6. Limitations, Generalization, and Practical Guidelines

TTS efficacy depends on the accuracy and informativeness of intermediate scores—entropy in SNNs, leave-one-out task loss and feature similarity in diffusion models, classifier predictions in generative editing. For SNNs, threshold $\theta$ selection on validation sets is advised, with loss weighting across timesteps as a tunable hyperparameter; TTS can be extended with spatial exits or input skipping. In diffusion or generative contexts, classifier ambiguity and late attribute injection may limit editing effect; practical guidelines suggest distilling reliable classifiers to operate directly on latent features. Attribute-based editing beyond instrument (e.g. genre, mood) is feasible wherever latent classifiers can be trained (Baoueb et al., 18 Jun 2025). TTS is compatible with universal few-shot learning and taskonomy-scale datasets, and can be integrated with feature consolidation modules for cross-task generalization (Oh et al., 29 Dec 2025).
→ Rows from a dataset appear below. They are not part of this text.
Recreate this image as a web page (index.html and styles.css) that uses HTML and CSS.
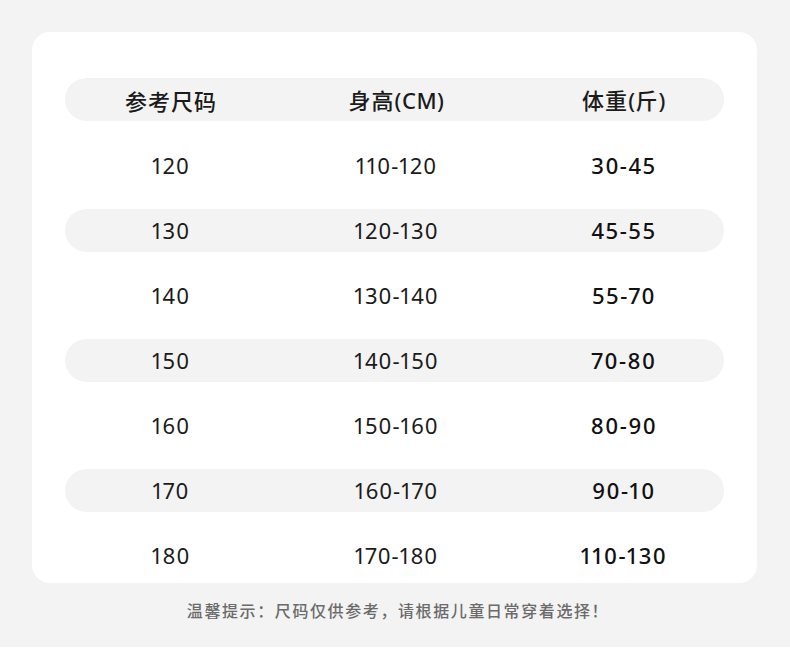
FILE: index.html
```html
<!DOCTYPE html>
<html lang="zh-CN">
<head>
<meta charset="utf-8">
<link rel="stylesheet" href="styles.css">
</head>
<body>
<div class="page">
  <div class="card">
    <div class="row head">
      <div class="c1">参考尺码</div>
      <div class="c2">身高<span class="lat">(CM)</span></div>
      <div class="c3">体重<span class="lat">(</span>斤<span class="lat">)</span></div>
    </div>
    <div class="row"><div class="c1">120</div><div class="c2">110-120</div><div class="c3 b">30-45</div></div>
    <div class="row alt"><div class="c1">130</div><div class="c2">120-130</div><div class="c3 b">45-55</div></div>
    <div class="row"><div class="c1">140</div><div class="c2">130-140</div><div class="c3 b">55-70</div></div>
    <div class="row alt"><div class="c1">150</div><div class="c2">140-150</div><div class="c3 b">70-80</div></div>
    <div class="row"><div class="c1">160</div><div class="c2">150-160</div><div class="c3 b">80-90</div></div>
    <div class="row alt"><div class="c1">170</div><div class="c2">160-170</div><div class="c3 b">90-10</div></div>
    <div class="row"><div class="c1">180</div><div class="c2">170-180</div><div class="c3 b">110-130</div></div>
  </div>
  <p class="note">温馨提示：尺码仅供参考，请根据儿童日常穿着选择！</p>
</div>
</body>
</html>
```
FILE: styles.css
```css
html, body {
  margin: 0;
  padding: 0;
  background: #ffffff;
}
.page {
  background: #f3f3f3;
  height: 647px;
  box-sizing: border-box;
  padding: 32px 33px 0 32px;
  font-family: "Noto Sans", "Open Sans", "Noto Sans CJK SC", sans-serif;
  color: #1b1b1b;
}
.card {
  background: #ffffff;
  border-radius: 18px;
  height: 551px;
  box-sizing: border-box;
  padding: 46px 33px 0 33px;
  display: flex;
  flex-direction: column;
  gap: 22px;
}
.row {
  height: 43px;
  border-radius: 22px;
  display: grid;
  grid-template-columns: 212px 239px 1fr;
  align-items: center;
  font-size: 22px;
  line-height: 43px;
  font-variant-numeric: proportional-nums;
  letter-spacing: 1px;
}
.row > div {
  text-align: center;
}
.row .c3 {
  padding-left: 8px;
}
.head {
  background: #f3f3f3;
  margin-bottom: 1px;
  font-family: "Noto Sans CJK SC", sans-serif;
  font-weight: 500;
  letter-spacing: 1px;
}
.head .lat {
  font-family: "Noto Sans", "Open Sans", sans-serif;
  font-weight: 500;
  letter-spacing: 0.5px;
}
.alt {
  background: #f3f3f3;
}
.b {
  font-weight: 500;
  letter-spacing: 1.5px;
  color: #111111;
}
.note {
  margin: 15px 0 0 0;
  padding-left: 7px;
  text-align: center;
  font-family: "Noto Sans CJK SC", sans-serif;
  font-size: 16px;
  line-height: 24px;
  letter-spacing: 1.6px;
  font-weight: 500;
  color: #6b6b6b;
}
```
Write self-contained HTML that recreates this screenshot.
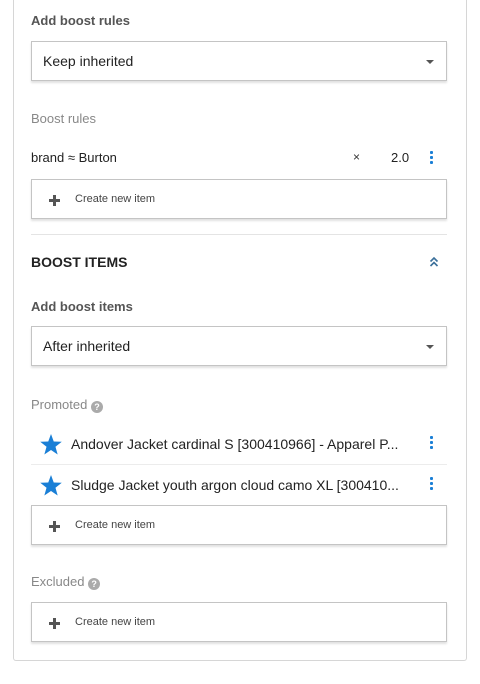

7. Significance and Outlook

Task-aware Timestep Selection systematizes the exploitation of the iterative nature of models for efficiency or tailored representation, transforming fixed-step inference into a dynamic, input- or task-dependent process. This yields substantial reductions in compute and latency (as in dynamic SNNs), enhances adaptation and generalization in few-shot setups (via learned diffusion-timestep features), and enables attribute-controlled generative editing in diffusion-based music or image synthesis. A plausible implication is further hybridization with adaptive resource allocation mechanisms and spatial/temporal early exit architectures. TTS remains an active area for both hardware-aware neural network deployment and data-efficient, multi-task generative modeling (Li et al., 2023, Oh et al., 29 Dec 2025, Baoueb et al., 18 Jun 2025).